• _Directions_
Repeat the material in full. Keep every line exactly as it is.

• _Information provided_
[start]
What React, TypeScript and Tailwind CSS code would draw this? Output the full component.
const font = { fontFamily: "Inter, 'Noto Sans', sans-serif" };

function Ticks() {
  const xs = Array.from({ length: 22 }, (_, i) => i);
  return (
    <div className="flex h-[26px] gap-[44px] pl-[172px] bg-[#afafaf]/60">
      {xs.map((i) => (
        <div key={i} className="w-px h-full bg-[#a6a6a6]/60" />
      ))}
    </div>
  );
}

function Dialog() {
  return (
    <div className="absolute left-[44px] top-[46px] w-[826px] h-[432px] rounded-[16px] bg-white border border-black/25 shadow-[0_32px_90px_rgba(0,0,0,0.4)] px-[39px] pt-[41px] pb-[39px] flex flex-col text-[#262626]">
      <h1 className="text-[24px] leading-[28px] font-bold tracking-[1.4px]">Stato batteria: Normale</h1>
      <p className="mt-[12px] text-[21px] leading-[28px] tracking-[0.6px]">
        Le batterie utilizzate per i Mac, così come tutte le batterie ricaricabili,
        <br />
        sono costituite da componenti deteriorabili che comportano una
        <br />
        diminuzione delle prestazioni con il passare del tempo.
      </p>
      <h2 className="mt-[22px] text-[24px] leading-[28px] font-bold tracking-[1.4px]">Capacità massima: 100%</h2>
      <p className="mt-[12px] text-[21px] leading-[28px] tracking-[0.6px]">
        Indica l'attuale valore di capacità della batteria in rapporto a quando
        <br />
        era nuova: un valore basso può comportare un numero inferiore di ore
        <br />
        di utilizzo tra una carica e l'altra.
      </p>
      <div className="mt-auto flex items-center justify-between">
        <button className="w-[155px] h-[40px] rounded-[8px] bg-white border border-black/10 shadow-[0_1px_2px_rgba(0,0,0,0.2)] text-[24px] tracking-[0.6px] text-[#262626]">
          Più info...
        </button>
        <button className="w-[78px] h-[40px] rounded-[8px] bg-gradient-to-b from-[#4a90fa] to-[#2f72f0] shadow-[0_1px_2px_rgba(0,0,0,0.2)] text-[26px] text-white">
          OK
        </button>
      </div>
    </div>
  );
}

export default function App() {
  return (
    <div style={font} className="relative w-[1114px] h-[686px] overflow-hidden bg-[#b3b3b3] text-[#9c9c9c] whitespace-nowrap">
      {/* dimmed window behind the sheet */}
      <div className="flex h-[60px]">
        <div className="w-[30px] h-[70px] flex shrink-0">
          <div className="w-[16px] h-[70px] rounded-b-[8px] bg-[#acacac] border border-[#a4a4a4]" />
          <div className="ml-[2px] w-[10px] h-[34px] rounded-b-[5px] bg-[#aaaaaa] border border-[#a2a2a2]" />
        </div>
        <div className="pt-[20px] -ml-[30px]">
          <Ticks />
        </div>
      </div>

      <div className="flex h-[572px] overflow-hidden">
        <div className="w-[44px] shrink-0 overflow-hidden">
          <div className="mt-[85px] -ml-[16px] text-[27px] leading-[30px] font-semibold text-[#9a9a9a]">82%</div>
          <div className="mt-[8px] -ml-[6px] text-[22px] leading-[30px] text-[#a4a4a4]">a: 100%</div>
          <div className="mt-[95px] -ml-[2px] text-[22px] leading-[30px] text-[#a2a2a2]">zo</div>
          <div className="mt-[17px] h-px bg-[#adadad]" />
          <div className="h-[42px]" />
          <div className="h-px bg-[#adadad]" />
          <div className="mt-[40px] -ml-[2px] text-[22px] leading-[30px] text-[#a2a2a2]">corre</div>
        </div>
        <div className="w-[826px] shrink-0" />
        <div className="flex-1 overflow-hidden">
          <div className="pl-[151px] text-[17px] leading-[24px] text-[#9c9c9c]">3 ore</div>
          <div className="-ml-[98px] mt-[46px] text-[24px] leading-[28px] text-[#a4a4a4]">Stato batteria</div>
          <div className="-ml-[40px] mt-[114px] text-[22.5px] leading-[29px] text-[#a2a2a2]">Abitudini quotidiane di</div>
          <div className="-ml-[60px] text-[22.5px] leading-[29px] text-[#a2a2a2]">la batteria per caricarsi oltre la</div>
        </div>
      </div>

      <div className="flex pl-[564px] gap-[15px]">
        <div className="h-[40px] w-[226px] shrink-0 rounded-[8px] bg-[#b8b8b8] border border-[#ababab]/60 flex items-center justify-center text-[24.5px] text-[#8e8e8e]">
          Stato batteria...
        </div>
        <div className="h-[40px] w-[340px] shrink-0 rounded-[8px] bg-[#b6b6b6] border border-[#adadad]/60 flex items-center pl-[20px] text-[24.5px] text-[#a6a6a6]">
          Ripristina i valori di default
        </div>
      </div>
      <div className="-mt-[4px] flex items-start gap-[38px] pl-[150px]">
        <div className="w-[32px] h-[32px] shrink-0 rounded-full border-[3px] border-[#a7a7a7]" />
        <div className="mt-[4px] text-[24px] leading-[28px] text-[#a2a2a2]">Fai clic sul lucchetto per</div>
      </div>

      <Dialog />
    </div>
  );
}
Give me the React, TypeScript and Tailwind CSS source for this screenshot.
[end]
• _Solution for this problem_
What React, TypeScript and Tailwind CSS code would draw this? Output the full component.
const font = { fontFamily: "Inter, 'Noto Sans', sans-serif" };

function Ticks() {
  const xs = Array.from({ length: 22 }, (_, i) => i);
  return (
    <div className="flex h-[26px] gap-[44px] pl-[172px] bg-[#afafaf]/60">
      {xs.map((i) => (
        <div key={i} className="w-px h-full bg-[#a6a6a6]/60" />
      ))}
    </div>
  );
}

function Dialog() {
  return (
    <div className="absolute left-[44px] top-[46px] w-[826px] h-[432px] rounded-[16px] bg-white border border-black/25 shadow-[0_32px_90px_rgba(0,0,0,0.4)] px-[39px] pt-[41px] pb-[39px] flex flex-col text-[#262626]">
      <h1 className="text-[24px] leading-[28px] font-bold tracking-[1.4px]">Stato batteria: Normale</h1>
      <p className="mt-[12px] text-[21px] leading-[28px] tracking-[0.6px]">
        Le batterie utilizzate per i Mac, così come tutte le batterie ricaricabili,
        <br />
        sono costituite da componenti deteriorabili che comportano una
        <br />
        diminuzione delle prestazioni con il passare del tempo.
      </p>
      <h2 className="mt-[22px] text-[24px] leading-[28px] font-bold tracking-[1.4px]">Capacità massima: 100%</h2>
      <p className="mt-[12px] text-[21px] leading-[28px] tracking-[0.6px]">
        Indica l'attuale valore di capacità della batteria in rapporto a quando
        <br />
        era nuova: un valore basso può comportare un numero inferiore di ore
        <br />
        di utilizzo tra una carica e l'altra.
      </p>
      <div className="mt-auto flex items-center justify-between">
        <button className="w-[155px] h-[40px] rounded-[8px] bg-white border border-black/10 shadow-[0_1px_2px_rgba(0,0,0,0.2)] text-[24px] tracking-[0.6px] text-[#262626]">
          Più info...
        </button>
        <button className="w-[78px] h-[40px] rounded-[8px] bg-gradient-to-b from-[#4a90fa] to-[#2f72f0] shadow-[0_1px_2px_rgba(0,0,0,0.2)] text-[26px] text-white">
          OK
        </button>
      </div>
    </div>
  );
}

export default function App() {
  return (
    <div style={font} className="relative w-[1114px] h-[686px] overflow-hidden bg-[#b3b3b3] text-[#9c9c9c] whitespace-nowrap">
      {/* dimmed window behind the sheet */}
      <div className="flex h-[60px]">
        <div className="w-[30px] h-[70px] flex shrink-0">
          <div className="w-[16px] h-[70px] rounded-b-[8px] bg-[#acacac] border border-[#a4a4a4]" />
          <div className="ml-[2px] w-[10px] h-[34px] rounded-b-[5px] bg-[#aaaaaa] border border-[#a2a2a2]" />
        </div>
        <div className="pt-[20px] -ml-[30px]">
          <Ticks />
        </div>
      </div>

      <div className="flex h-[572px] overflow-hidden">
        <div className="w-[44px] shrink-0 overflow-hidden">
          <div className="mt-[85px] -ml-[16px] text-[27px] leading-[30px] font-semibold text-[#9a9a9a]">82%</div>
          <div className="mt-[8px] -ml-[6px] text-[22px] leading-[30px] text-[#a4a4a4]">a: 100%</div>
          <div className="mt-[95px] -ml-[2px] text-[22px] leading-[30px] text-[#a2a2a2]">zo</div>
          <div className="mt-[17px] h-px bg-[#adadad]" />
          <div className="h-[42px]" />
          <div className="h-px bg-[#adadad]" />
          <div className="mt-[40px] -ml-[2px] text-[22px] leading-[30px] text-[#a2a2a2]">corre</div>
        </div>
        <div className="w-[826px] shrink-0" />
        <div className="flex-1 overflow-hidden">
          <div className="pl-[151px] text-[17px] leading-[24px] text-[#9c9c9c]">3 ore</div>
          <div className="-ml-[98px] mt-[46px] text-[24px] leading-[28px] text-[#a4a4a4]">Stato batteria</div>
          <div className="-ml-[40px] mt-[114px] text-[22.5px] leading-[29px] text-[#a2a2a2]">Abitudini quotidiane di</div>
          <div className="-ml-[60px] text-[22.5px] leading-[29px] text-[#a2a2a2]">la batteria per caricarsi oltre la</div>
        </div>
      </div>

      <div className="flex pl-[564px] gap-[15px]">
        <div className="h-[40px] w-[226px] shrink-0 rounded-[8px] bg-[#b8b8b8] border border-[#ababab]/60 flex items-center justify-center text-[24.5px] text-[#8e8e8e]">
          Stato batteria...
        </div>
        <div className="h-[40px] w-[340px] shrink-0 rounded-[8px] bg-[#b6b6b6] border border-[#adadad]/60 flex items-center pl-[20px] text-[24.5px] text-[#a6a6a6]">
          Ripristina i valori di default
        </div>
      </div>
      <div className="-mt-[4px] flex items-start gap-[38px] pl-[150px]">
        <div className="w-[32px] h-[32px] shrink-0 rounded-full border-[3px] border-[#a7a7a7]" />
        <div className="mt-[4px] text-[24px] leading-[28px] text-[#a2a2a2]">Fai clic sul lucchetto per</div>
      </div>

      <Dialog />
    </div>
  );
}
Give me the React, TypeScript and Tailwind CSS source for this screenshot.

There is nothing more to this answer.